Singapore Reinsurance on Tuesday (April 20) said offeror Fairfax Asia does not intend to increase its 35.35 cents offer price “under any circumstances whatsoever”.
Fairfax Asia is making a cash offer for Singapore Reinsurance’s 71.82 per cent stakes that it and its concert parties do not own. The offer is conditional on them garnering more than 50 per cent stakes.
As at 6pm on Tuesday, the number of shares owned, controlled or agreed to be acquired by Fairfax Asia and its concert parties, including public acceptances, stood at 49.84 per cent. The offer remains open for acceptances until May 4, 5.30pm.
Earlier this month, California-based Dalton Investments provided an irrevocable undertaking in favour of Fairfax Asia’s cash offer. The investment manager has discretion and authority over the sale of about 5.09 per cent of the total number of Singapore Reinsurance’s issued shares, as at April 2.
The offer price of 35.35 cents represents a premium of 20.6 per cent over the volume-weighted average price per share for both the one-month and three-month periods, and a premium of 21.9 per cent and 27.6 per cent over that for the six-month and 12-month periods respectively up to and including March 18, the last full trading day before the offer announcement. The counter closed at 29.5 cents on that date.

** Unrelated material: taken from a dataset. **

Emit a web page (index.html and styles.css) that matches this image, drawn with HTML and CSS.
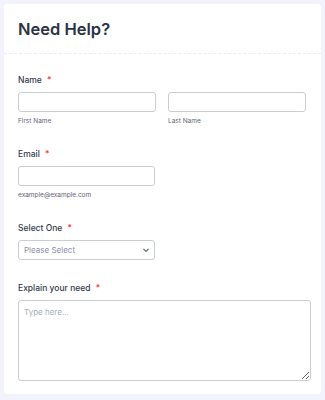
FILE: index.html
```html
<!DOCTYPE html>
<html lang="en">
<head>
    <meta charset="UTF-8">
    <title>Need Help?</title>
    <link rel="stylesheet" href="styles.css">
</head>
<body>
<div class="card">
    <div class="header">
        <h1>Need Help?</h1>
    </div>
    <div class="form">
        <div class="field">
            <label class="label">Name <span class="req">*</span></label>
            <div class="row">
                <div class="col">
                    <input class="input" type="text">
                    <span class="sub">First Name</span>
                </div>
                <div class="col">
                    <input class="input" type="text">
                    <span class="sub">Last Name</span>
                </div>
            </div>
        </div>
        <div class="field">
            <label class="label">Email <span class="req">*</span></label>
            <input class="input half" type="text">
            <span class="sub">example@example.com</span>
        </div>
        <div class="field">
            <label class="label">Select One <span class="req">*</span></label>
            <div class="select half">
                <span>Please Select</span>
                <svg width="8" height="6" viewBox="0 0 8 6"><path d="M1.5 1.8l2.5 2.5 2.5-2.5" fill="none" stroke="#57647e" stroke-width="1.2"/></svg>
            </div>
        </div>
        <div class="field">
            <label class="label">Explain your need <span class="req">*</span></label>
            <textarea class="area" placeholder="Type here..."></textarea>
        </div>
    </div>
</div>
</body>
</html>
```

FILE: styles.css
```css
*{
    margin: 0;
    padding: 0;
    box-sizing: border-box;
}
body{
    background: #f3f3fe;
    padding: 4px;
    font-family: Inter, "Liberation Sans", sans-serif;
    color: #2c3345;
}
.card{
    width: 317px;
    background: #fff;
    border-radius: 3px;
    padding-bottom: 13px;
}
.header{
    height: 50px;
    padding: 14px 14px 0;
    border-bottom: 1px dashed #eceef3;
}
.header h1{
    font-size: 16.5px;
    line-height: 22px;
    font-weight: 600;
}
.form{
    padding: 0 10px 0 14px;
}
.field{
    padding-top: 20px;
}
.field + .field{
    padding-top: 22px;
}
.label{
    display: block;
    font-size: 8.5px;
    line-height: 12px;
    font-weight: 500;
    margin-bottom: 6px;
    color: #343a4d;
}
.req{
    color: #f23a3c;
    margin-left: 3px;
}
.row{
    display: flex;
    gap: 12px;
    width: 288px;
}
.col{
    flex: 1;
}
.input{
    display: block;
    width: 100%;
    height: 20px;
    border: 1px solid #cbcdd5;
    border-radius: 3px;
    background: #fff;
}
.half{
    width: 137px;
}
.sub{
    display: block;
    font-size: 6.5px;
    line-height: 9px;
    color: #5f6577;
    margin-top: 5px;
}
.select{
    display: flex;
    align-items: center;
    justify-content: space-between;
    height: 20px;
    border: 1px solid #cbcdd5;
    border-radius: 3px;
    padding: 0 4px 0 5px;
    font-size: 8px;
    color: #8d8fa8;
}
.area{
    display: block;
    width: 293px;
    height: 81px;
    border: 1px solid #cbcdd5;
    border-radius: 3px;
    padding: 6px 5px;
    font-family: Inter, "Liberation Sans", sans-serif;
    font-size: 8px;
    resize: vertical;
}
.area::placeholder{
    color: #a9adbf;
}
```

Singapore Reinsurance is principally engaged in the business of underwriting general reinsurance and also involved in investment activities of its non-reinsurance funds.
The counter has traded below the offer price for the past 10 years up to March 18, Fairfax Asia said in its offer announcement on March 19.
Fairfax Asia intends to delist Singapore Reinsurance after obtaining more than 90 per cent of the latter’s shares. The company, a subsidiary of Fairfax Financial Holdings, is incorporated in Barbados.
Shares of Singapore Reinsurance last traded at 35 cents on April 14.